Undesirable sex partners; bacteria manipulate reproduction of insects and other species - Wolbacteria cause cytoplasmic incompatibility in arthropods

Science News, Nov 16, 1996 by John Travis

An explanation rests in the fact that wasps, like bees and ants, have an unusual mechanism for determining sex. In wasps, eggs fertilized by sperm contain a maternal and a paternal set of chromosomes and develop into females. Unfertilized eggs, with only a maternal chromosome set, develop into males.

When an infected male jewel wasp mates with an uninfected female, the paternal chromosomes from the sperm seem to fragment and fail to join the maternal set, says Werren. Consequently, only males result from such a mating. This indirectly aids the spread of Wolbachia by reducing the number of uninfected daughters produced by uninfected females, explains Werren.

Wolbachia sometimes takes a more feminist approach. In many parasitic wasps, which lay their eggs in developing insects that they have killed, Wolbachia infections eliminate the need for males. An infected female reproduces via an asexual process known as parthenogenesis. The unfertilized eggs simply duplicate their one set of chromosomes and develop into females.

These parthenogenetic wasps had long been a biological curiosity until a few years ago, when Richard Stouthamer, working with Werren, showed that the phenomenon stemmed from Wolbachia infection. With antibiotics, "you can cure a line of its parthenogenesis and make it sexual," says Stouthamer, now at the Wageningen Agricultural University in the Netherlands.

The clear preference for females isn't limited to Wolbachia strains that infect wasps. At the Bar Harbor meeting, Thierry Rigaud of the University of Poitiers in France, reported finding the bacteria in the wood louse Armadillidium vulgare.

In these lice, Wolbachia frequently overrides genetic inheritance. The bacteria, says Rigaud, "feminize" an embryonic wood louse that is genetically male by disrupting the production or effects of masculinizing hormones during its development. The increased number of daughters allows Wolbachia to spread quickly.

While scientists continue to tally the animals that Wolbachia infects, as well as the outcomes of those infections, they are also trying to unravel the mechanisms by which Wolbachia distorts its host's reproduction. Are cytoplasmic incompatibility, parthenogenesis, and feminization distinct strategies pursued by Wolbachia, or are they merely reflections of different ways in which host species react to the bacteria?

As the best-known phenomenon, cytoplasmic incompatibility has received the most attention. An initial hypothesis to explain it was that proteins made by Wolbachia in the testes bind to the chromosomes inside sperm and disrupt their later union with maternal chromosomes.

That simple idea has a major flaw, however. Researchers haven't found any Wolbachia molecule incorporated into sperm. Nor are whole bacteria present in the sperm. As sperm mature, they lose most of their cytoplasm and squeeze out any Wolbachia.

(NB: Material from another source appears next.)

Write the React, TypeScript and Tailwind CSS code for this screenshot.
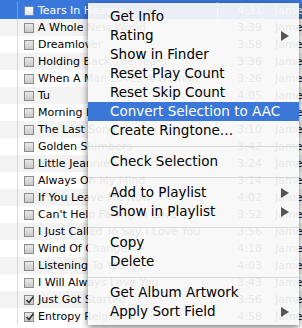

The latest theory about cytoplasmic incompatibility comes from Timothy L. Karr of the University of Chicago. He argues that Wolbachia's influence during the maturation of sperm somehow disturbs the carefully choreographed maneuvering that later brings together the sperm's chromosomes with the egg's. "It looks like the paternal and maternal chromosomes are out of sync," says Karr.